Rob Wheeler thinks about... Metaphors





Theologians often claim that the nature of God is so far beyond our understanding that he must be completely unknowable to our finite, mortal minds. We must therefore approach describing him indirectly through metaphor, symbols and figures of speech. These are applied to God as rough and ready approximations. The best we can do is point to his unknowable nature using inevitably inadequate comparisons with what we do know.

A metaphor is a way of explaining or illuminating something unfamiliar by comparing it with something with which we are more familiar. The whole of human language is suffused with metaphors and could not operate without them. However, for a metaphor to work the creator of the metaphor has to have to have direct access to both parts -- the familiar bit, to which we make the comparison, and the unfamiliar bit which we are trying to illuminate by means of the comparison. If you don't have access to both parts then you cannot coin the metaphor in the first place let alone know whether it is is accurate. Remember -- metaphors can be completely wrong. For instance if a boxer were to fight with huge determination and effort and I said "He fought like a Three-toed Sloth" I would not only cause you to groan at the cliched poverty of my imagination, I would have completely misled you. The metaphor would have been inaccurate.

To take another example: in describing John's tenacity in debate I might say "He worries away at an argument like a terrier". Unless I both perceive John's style of argument directly and I know what a terrier is like then I cannot create the metaphor. You, as listener, only know about terriers (unless you are from a culture that knows nothing of dogs at all - in which case the metaphor is lost on you). You have never seen John but the comparison with a terrier works as it is something with which you are familiar.

Metaphors about God are fine when you simply consider yourself as the recipient of the metaphor. The obscure nature of God can be grasped through the more familiar image that the metaphor offers us. But who creates the metaphor in the first place? How is it possible, and how can the coiner check that the metaphor is accurate?

If the metaphors came to us from an impeccably authoritative source -- from, say, an angel, who had direct access to God then we would not have a problem (except establishing the authority in the first place!). Thus Muslims may have a strong argument here, for their revelation was dictated by Gabriel himself. However, for Liberal Christians, and others who do not believe in Revealed Religion, there is a big problem. If the humans who create the metaphors of Divinity have no special access to God then they cannot know that their metaphors are accurate. To return to our previous example: if I had never seen John argue then I can have no idea of what an accurate metaphor for his style would look like - and if I can't see God directly then I cannot even begin to generate a metaphor to characterise Him.

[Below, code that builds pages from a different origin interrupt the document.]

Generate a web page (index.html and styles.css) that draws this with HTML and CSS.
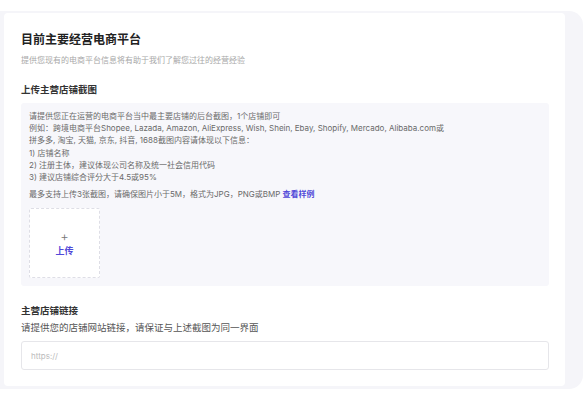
FILE: index.html
```html
<!DOCTYPE html>
<html lang="zh-CN">
<head>
  <meta charset="UTF-8" />
  <meta name="viewport" content="width=device-width, initial-scale=1.0" />
  <title>目前主要经营电商平台</title>
  <link rel="stylesheet" href="styles.css">
</head>
<body>
  <div class="panel">
    <div class="card">
      <h1 class="title">目前主要经营电商平台</h1>
      <p class="subtitle">提供您现有的电商平台信息将有助于我们了解您过往的经营经验</p>

      <h2 class="section-title">上传主营店铺截图</h2>
      <div class="upload-area">
        <div class="tips">
          <p>请提供您正在运营的电商平台当中最主要店铺的后台截图，1个店铺即可</p>
          <p>例如：跨境电商平台Shopee, Lazada, Amazon, AliExpress, Wish, Shein, Ebay, Shopify, Mercado, Alibaba.com或</p>
          <p>拼多多, 淘宝, 天猫, 京东, 抖音, 1688截图内容请体现以下信息：</p>
          <p>1) 店铺名称</p>
          <p>2) 注册主体，建议体现公司名称及统一社会信用代码</p>
          <p>3) 建议店铺综合评分大于4.5或95%</p>
        </div>
        <p class="limit">最多支持上传3张截图，请确保图片小于5M，格式为JPG，PNG或BMP <a class="sample">查看样例</a></p>
        <div class="uploader">
          <span class="plus">+</span>
          <span class="upload-text">上传</span>
        </div>
      </div>

      <h2 class="section-title link-title">主营店铺链接</h2>
      <p class="hint">请提供您的店铺网站链接，请保证与上述截图为同一界面</p>
      <input class="link-input" type="text" placeholder="https://" />
    </div>
  </div>
</body>
</html>
```

FILE: styles.css
```css
body {
  margin: 0;
  background: #ffffff;
  font-family: 'Inter', 'Noto Sans CJK SC', sans-serif;
}

p, h1, h2 {
  margin: 0;
}

.panel {
  margin-top: 11px;
  background: #f5f5f9;
  border-radius: 0 14px 14px 0;
  padding: 2px 18px 3px 4px;
}

.card {
  background: #ffffff;
  border-radius: 4px;
  padding: 19px 16px 16px 17px;
  display: flex;
  flex-direction: column;
}

.title {
  font-size: 12px;
  line-height: 16px;
  font-weight: 700;
  color: #222;
}

.subtitle {
  margin-top: 6px;
  font-size: 8px;
  line-height: 12px;
  color: #a8a8a8;
}

.section-title {
  margin-top: 17px;
  font-size: 9.5px;
  line-height: 14px;
  font-weight: 700;
  color: #333;
}

.upload-area {
  margin-top: 6px;
  background: #f7f7fb;
  border-radius: 3px;
  padding: 7px 8px 8px;
}

.tips p,
.limit {
  font-size: 8px;
  line-height: 12.2px;
  color: #6a6a6a;
}

.limit {
  margin-top: 5px;
}

.sample {
  color: #5048d8;
  font-weight: 600;
  cursor: pointer;
}

.uploader {
  margin-top: 8px;
  width: 69px;
  height: 68px;
  background: #ffffff;
  border: 1px dashed #dedee6;
  border-radius: 2px;
  display: flex;
  flex-direction: column;
  align-items: center;
  justify-content: center;
  gap: 2px;
}

.plus {
  font-size: 13px;
  line-height: 14px;
  font-weight: 300;
  color: #777;
}

.upload-text {
  font-size: 9px;
  line-height: 12px;
  font-weight: 700;
  color: #5048d8;
}

.link-title {
  margin-top: 18px;
}

.hint {
  margin-top: 3px;
  font-size: 9.5px;
  line-height: 14px;
  color: #555;
}

.link-input {
  margin-top: 6px;
  height: 29px;
  box-sizing: border-box;
  border: 1px solid #e6e6ea;
  border-radius: 3px;
  padding: 0 9px;
  font-family: inherit;
  font-size: 8px;
  color: #333;
  outline: none;
}

.link-input::placeholder {
  color: #bbb;
}
```
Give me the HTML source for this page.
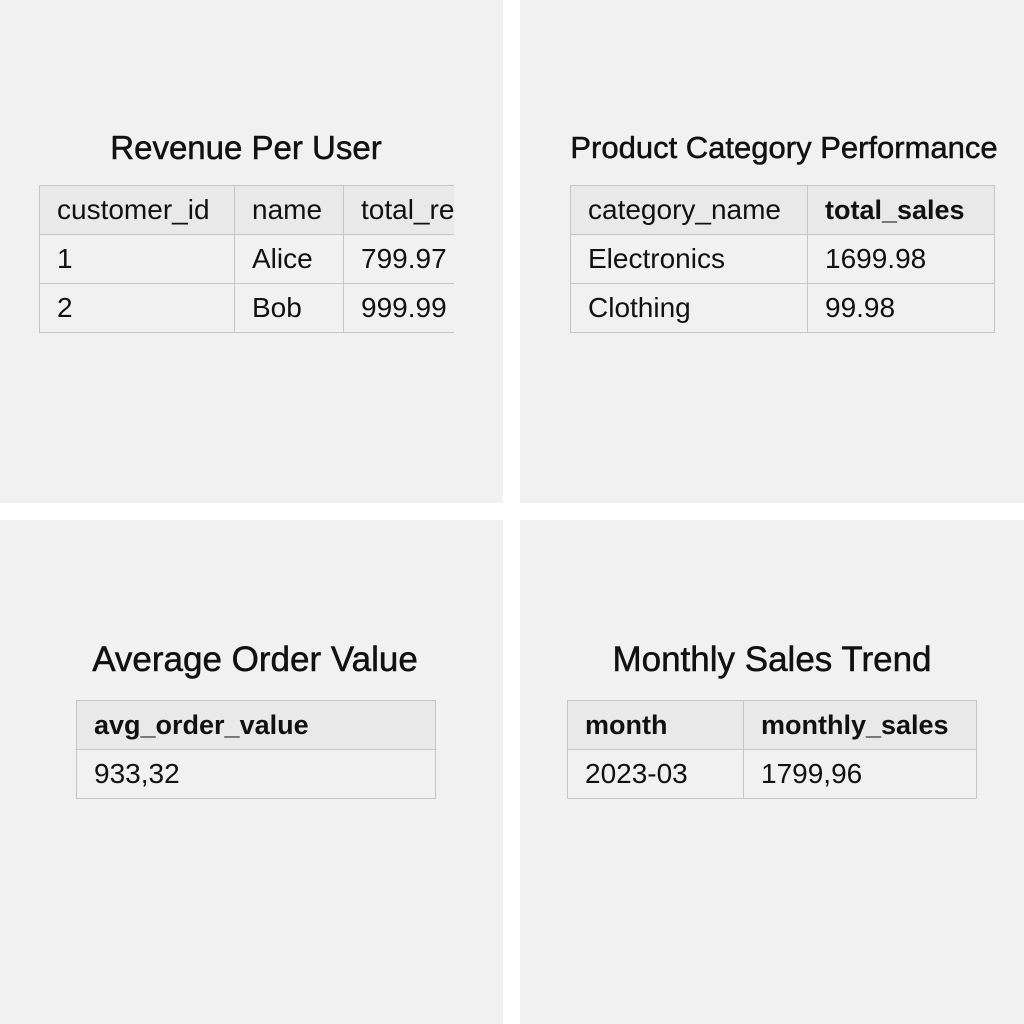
<!DOCTYPE html>
<html><head><style>
body{margin:0;width:1024px;height:1024px;background:#fff;position:relative;overflow:hidden;font-family:"Liberation Sans",sans-serif;color:#111}
.p{position:absolute;background:#f1f1f1}
.t{position:absolute;font-size:33px;white-space:nowrap;transform:translateX(-50%);-webkit-text-stroke:0.5px #111}
table{position:absolute;border-collapse:collapse;font-size:28px;table-layout:fixed}
td{border:1.5px solid #c6c6c6;padding:0 0 0 17px;height:48px;white-space:nowrap;overflow:hidden}
td.b{font-weight:bold;font-size:27px}
tr.h td{background:#e9e9e9}
.clip{position:absolute;overflow:hidden}
</style></head><body>
<div class="p" style="left:0;top:0;width:503px;height:503px"></div>
<div class="p" style="left:520px;top:0;width:504px;height:503px"></div>
<div class="p" style="left:0;top:520px;width:503px;height:504px"></div>
<div class="p" style="left:520px;top:520px;width:504px;height:504px"></div>

<div class="t" style="left:246px;top:129px">Revenue Per User</div>
<div class="clip" style="left:38px;top:184px;width:416px;height:152px">
<table style="left:1px;top:1px;width:500px">
<colgroup><col style="width:195px"><col style="width:109px"><col style="width:196px"></colgroup>
<tr class="h"><td>customer_id</td><td>name</td><td>total_revenue</td></tr>
<tr><td>1</td><td>Alice</td><td>799.97</td></tr>
<tr><td>2</td><td>Bob</td><td>999.99</td></tr>
</table></div>

<div class="t" style="left:784px;top:130px;font-size:31px">Product Category Performance</div>
<table style="left:570px;top:185px;width:424px">
<colgroup><col style="width:237px"><col style="width:187px"></colgroup>
<tr class="h"><td>category_name</td><td class="b">total_sales</td></tr>
<tr><td>Electronics</td><td>1699.98</td></tr>
<tr><td>Clothing</td><td>99.98</td></tr>
</table>

<div class="t" style="left:255px;top:640px;font-size:35px">Average Order Value</div>
<table style="left:76px;top:700px;width:360px">
<tr class="h"><td class="b">avg_order_value</td></tr>
<tr><td>933,32</td></tr>
</table>

<div class="t" style="left:772px;top:640px;font-size:35px">Monthly Sales Trend</div>
<table style="left:567px;top:700px;width:409px">
<colgroup><col style="width:176px"><col style="width:233px"></colgroup>
<tr class="h"><td class="b">month</td><td class="b">monthly_sales</td></tr>
<tr><td>2023-03</td><td>1799,96</td></tr>
</table>
</body></html>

In the case of God, different types of believer use different metaphors to describe his nature. Some believers will talk of God as an implacable absolutist monarch, so incensed by humanity's disobedience that he is quite happy to see them destroyed by suicide bombers. Others will describe God as a loving father, ready to forgive his creation before they have even repented. How do you adjudicate between these contradictory metaphors? The only way is go back to the original and judge it against the two alternative comparators. However, as we have already established in the case of God, this is impossible because one end of the metaphor, the ineffible Godhead, is beyond human knowledge and experience.

I would therefore suggest that NOTHING can be said of the ineffable precisely because it is beyond experience. We cannot even say it exists. So in Wittgenstein's words, "Whereof we cannot speak, we must remain silent".

2 comments:

Anonymous said...

Rob, I don't want to be too picky about your post, but your examples are both Similes not Metaphors. It would have been correct to say 'He was a three-toed sloth in that fight' or similar. Whilst the metaphor would have been wrong, as you intended, it would have been a metaphor all the same.

You raise an interesting idea though, which is worthy of further debate.

I would like to suggest that there are certain things which we cannot explain in the terms of standard sense-reference (which seem only to be sufficient to describe those things which can be touched, tasted, heard, seen or smelt) ie anything which is outside of the frame of reference of the physical or is unquantifiable. God would be one of those things. Try, for example, to illustrate the feelings of grief or love in words without resorting to metaphor and similie. Would you have us not talk of these things also?

Anonymous said...

Ok - I take your point about metaphors. I was being a bit sloppy in my use of terms. Shooting myself the foot you might say given my insistence on being more rigorous.

I'm not sure about about love and grief tho. You are right that we need to use figures of speech to talk about them but they are publically accessible phenomena that we can indeed see, touch and hear.

When I see someone sobbing and rocking with grief I am not seing some accidental epiphenomena. These things are constituent of grief. Grief is not hidden or beyong human experience like God.